Reply with one number: the count of lines in the data that hold the string "page".

____

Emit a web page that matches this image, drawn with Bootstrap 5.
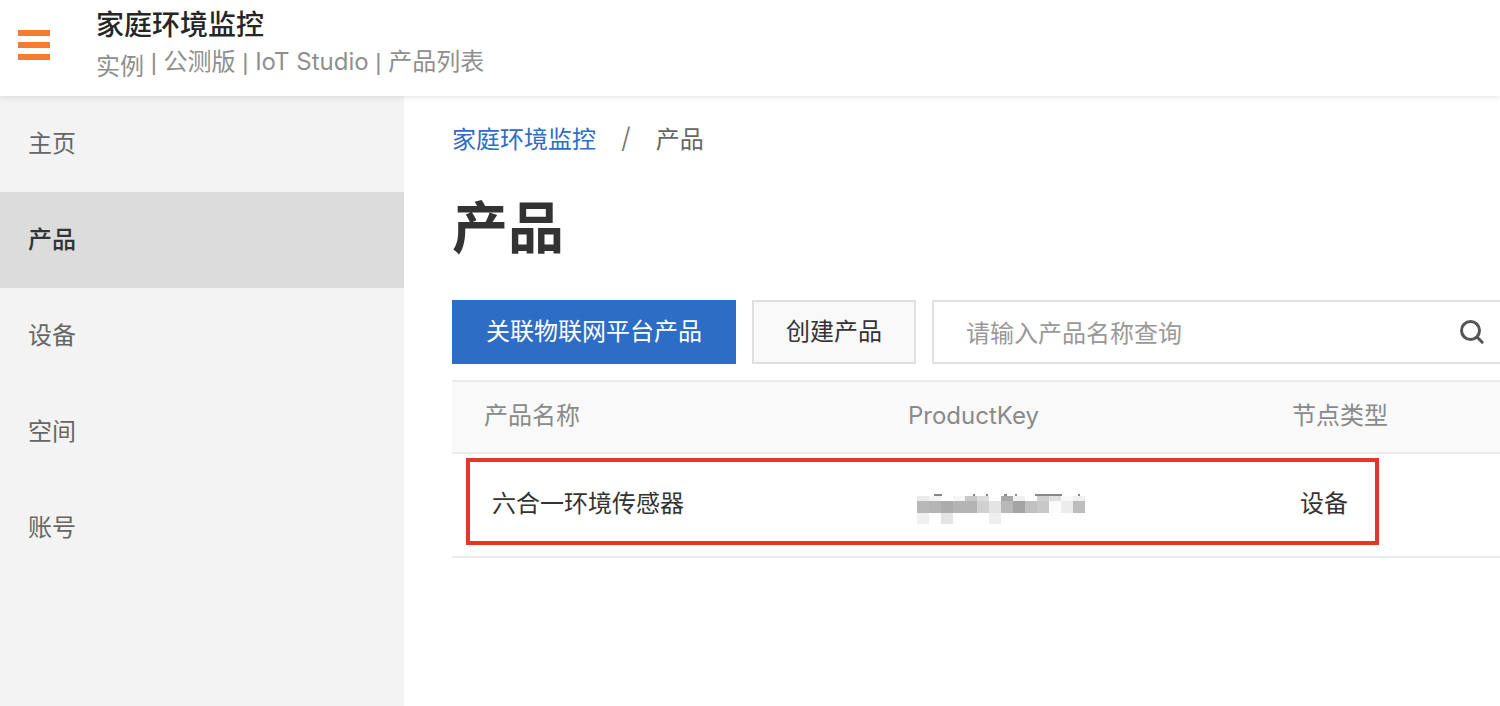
<!DOCTYPE html>
<html lang="zh-CN">
<head>
    <meta charset="UTF-8">
    <meta name="viewport" content="width=device-width, initial-scale=1.0">
    <title>家庭环境监控</title>
    <link rel="stylesheet" href="https://cdn.jsdelivr.net/npm/bootstrap@5.3.2/dist/css/bootstrap.min.css">
    <style>
        html, body { height: 100%; overflow: hidden; }
        body {
            font-family: Inter, "Noto Sans CJK SC", sans-serif;
            font-size: 24px;
            color: #333;
            background: #fff;
        }
        .app-top {
            height: 96px;
            padding-left: 18px;
            background: #fff;
            box-shadow: 0 1px 6px rgba(0, 0, 0, .12);
            position: relative;
        }
        .burger { width: 32px; margin-right: 46px; margin-top: 30px; }
        .burger i { display: block; height: 6px; margin-bottom: 6px; background: #f37b32; }
        .app-head { padding-top: 8px; }
        .app-title { font-size: 28px; line-height: 34px; font-weight: 500; color: #262626; }
        .app-sub { font-family: "Liberation Sans", "Noto Sans CJK SC", sans-serif; font-size: 24px; line-height: 36px; color: #8f8f8f; margin-top: 2px; }
        .app-sub .sub-low { vertical-align: -5px; }
        .app-sub .sub-latin { font-family: Inter, sans-serif; }
        .app-body { height: 610px; }
        .side { width: 404px; background: #f3f3f3; flex: none; }
        .side a { display: block; height: 96px; line-height: 96px; padding-left: 28px; color: #666; text-decoration: none; }
        .side a.on { background: #dcdcdc; color: #333; font-weight: 500; }
        .main-pane { padding-left: 48px; min-width: 0; }
        .crumbs { height: 86px; line-height: 88px; color: #666; }
        .crumbs a { color: #2e6dc5; text-decoration: none; }
        .crumbs em { font-style: normal; font-size: 28px; line-height: 1; font-weight: 300; color: #777; margin: 0 25px; }
        .page-h { font-size: 56px; line-height: 64px; font-weight: 700; color: #333; margin: 14px 0 40px; }
        .tools { height: 64px; gap: 16px; }
        .tools .btn { height: 64px; border-radius: 0; font-size: 24px; padding: 0; }
        .btn-link-prod { width: 284px; background: #2e6dc5; border: 0; color: #fff; }
        .btn-new-prod { width: 164px; background: #f9f9f9; border: 2px solid #e0e0e0; color: #333; }
        .search-box { flex: 1; border: 2px solid #e0e0e0; padding: 0 15px 0 32px; margin-right: -20px; }
        .search-box input { border: 0; outline: 0; flex: 1; min-width: 0; padding: 4px 0 0 0; font-size: 24px; color: #333; background: none; }
        .search-box input::placeholder { color: #999; opacity: 1; }
        .search-ico { margin-right: 18px; }
        .prod-table { margin-top: 16px; font-size: 24px; }
        .prod-head { height: 74px; padding-bottom: 2px; background: #f9f9f9; border-top: 2px solid #ebebeb; border-bottom: 2px solid #ebebeb; color: #8a8a8a; }
        .prod-row { height: 104px; border-bottom: 2px solid #ebebeb; color: #333; position: relative; }
        .cell-a { width: 456px; flex: none; }
        .cell-b { width: 384px; flex: none; }
        .prod-head .cell-a { padding-left: 32px; }
        .prod-row .cell-a { padding-left: 40px; padding-bottom: 2px; }
        .prod-row .cell-b { padding-left: 9px; }
        .prod-row .cell-c { padding-left: 8px; padding-bottom: 2px; }
        .mosaic { display: block; width: 171px; height: 38px; }
        .red-mark { position: absolute; left: 14px; top: 4px; width: 913px; height: 87px; border: 4px solid #e8352a; }
    </style>
</head>
<body>
    <!-- Top bar -->
    <header class="app-top d-flex align-items-start">
        <div class="burger"><i></i><i></i><i></i></div>
        <div class="app-head">
            <div class="app-title">家庭环境监控</div>
            <div class="app-sub"><span class="sub-low">实例</span> | 公测版 | <span class="sub-latin">IoT Studio</span> | 产品列表</div>
        </div>
    </header>

    <div class="app-body d-flex">
        <!-- Sidebar -->
        <nav class="side">
            <a href="#">主页</a>
            <a href="#" class="on">产品</a>
            <a href="#">设备</a>
            <a href="#">空间</a>
            <a href="#">账号</a>
        </nav>

        <!-- Main -->
        <main class="main-pane flex-grow-1">
            <div class="crumbs"><a href="#">家庭环境监控</a><em>/</em>产品</div>
            <h1 class="page-h">产品</h1>

            <div class="tools d-flex">
                <button class="btn btn-link-prod">关联物联网平台产品</button>
                <button class="btn btn-new-prod">创建产品</button>
                <div class="search-box d-flex align-items-center">
                    <input type="text" placeholder="请输入产品名称查询">
                    <svg class="search-ico" width="26" height="26" viewBox="0 0 26 26" fill="none" stroke="#555" stroke-width="3" stroke-linecap="round">
                        <circle cx="11.5" cy="11.5" r="9"/>
                        <path d="M18.2 18.2l5 5"/>
                    </svg>
                </div>
            </div>

            <div class="prod-table">
                <div class="prod-head d-flex align-items-center">
                    <div class="cell-a">产品名称</div>
                    <div class="cell-b">ProductKey</div>
                    <div class="cell-c">节点类型</div>
                </div>
                <div class="prod-row d-flex align-items-center">
                    <div class="cell-a">六合一环境传感器</div>
                    <div class="cell-b">
                        <!-- redacted key, pixelated in the original -->
                        <svg class="mosaic" viewBox="0 0 171 38" shape-rendering="crispEdges">
                            <g fill="#888">
                                <rect x="17" y="8" width="8" height="2"/>
                                <rect x="56" y="8" width="2" height="2"/>
                                <rect x="69" y="8" width="2" height="2"/>
                                <rect x="87" y="8" width="3" height="2"/>
                                <rect x="98" y="8" width="2" height="2"/>
                                <rect x="118" y="8" width="27" height="2"/>
                                <rect x="161" y="8" width="2" height="2"/>
                            </g>
                            <rect x="0" y="10" width="12" height="5" fill="#ebebeb"/>
                            <rect x="12" y="10" width="12" height="5" fill="#f5f5f5"/>
                            <rect x="36" y="10" width="12" height="5" fill="#f5f5f5"/>
                            <rect x="48" y="10" width="12" height="5" fill="#c8c8c8"/>
                            <rect x="60" y="10" width="12" height="5" fill="#dcdcdc"/>
                            <rect x="84" y="10" width="12" height="5" fill="#a8a8a8"/>
                            <rect x="96" y="10" width="12" height="5" fill="#f0f0f0"/>
                            <rect x="120" y="10" width="12" height="5" fill="#d0d0d0"/>
                            <rect x="132" y="10" width="12" height="5" fill="#e0e0e0"/>
                            <rect x="144" y="10" width="12" height="5" fill="#f8f8f8"/>
                            <rect x="156" y="10" width="12" height="5" fill="#f0f0f0"/>
                            <rect x="0" y="15" width="12" height="12" fill="#b8b8b8"/>
                            <rect x="12" y="15" width="12" height="12" fill="#b4b4b4"/>
                            <rect x="24" y="15" width="12" height="12" fill="#acacac"/>
                            <rect x="36" y="15" width="24" height="12" fill="#b4b4b4"/>
                            <rect x="60" y="15" width="12" height="12" fill="#d0d0d0"/>
                            <rect x="72" y="15" width="12" height="12" fill="#e4e4e4"/>
                            <rect x="84" y="15" width="12" height="12" fill="#b8b8b8"/>
                            <rect x="96" y="15" width="12" height="12" fill="#a4a4a4"/>
                            <rect x="108" y="15" width="12" height="12" fill="#c0c0c0"/>
                            <rect x="120" y="15" width="12" height="12" fill="#c8c8c8"/>
                            <rect x="132" y="15" width="12" height="12" fill="#fcfcfc"/>
                            <rect x="144" y="15" width="12" height="12" fill="#ececec"/>
                            <rect x="156" y="15" width="12" height="12" fill="#bcbcbc"/>
                            <rect x="0" y="27" width="12" height="11" fill="#f0f0f0"/>
                            <rect x="24" y="27" width="12" height="11" fill="#e4e4e4"/>
                            <rect x="72" y="27" width="12" height="11" fill="#eee"/>
                        </svg>
                    </div>
                    <div class="cell-c">设备</div>
                    <div class="red-mark"></div>
                </div>
            </div>
        </main>
    </div>

    <script src="https://cdn.jsdelivr.net/npm/bootstrap@5.3.2/dist/js/bootstrap.bundle.min.js"></script>
</body>
</html>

____

Solution to this problem
3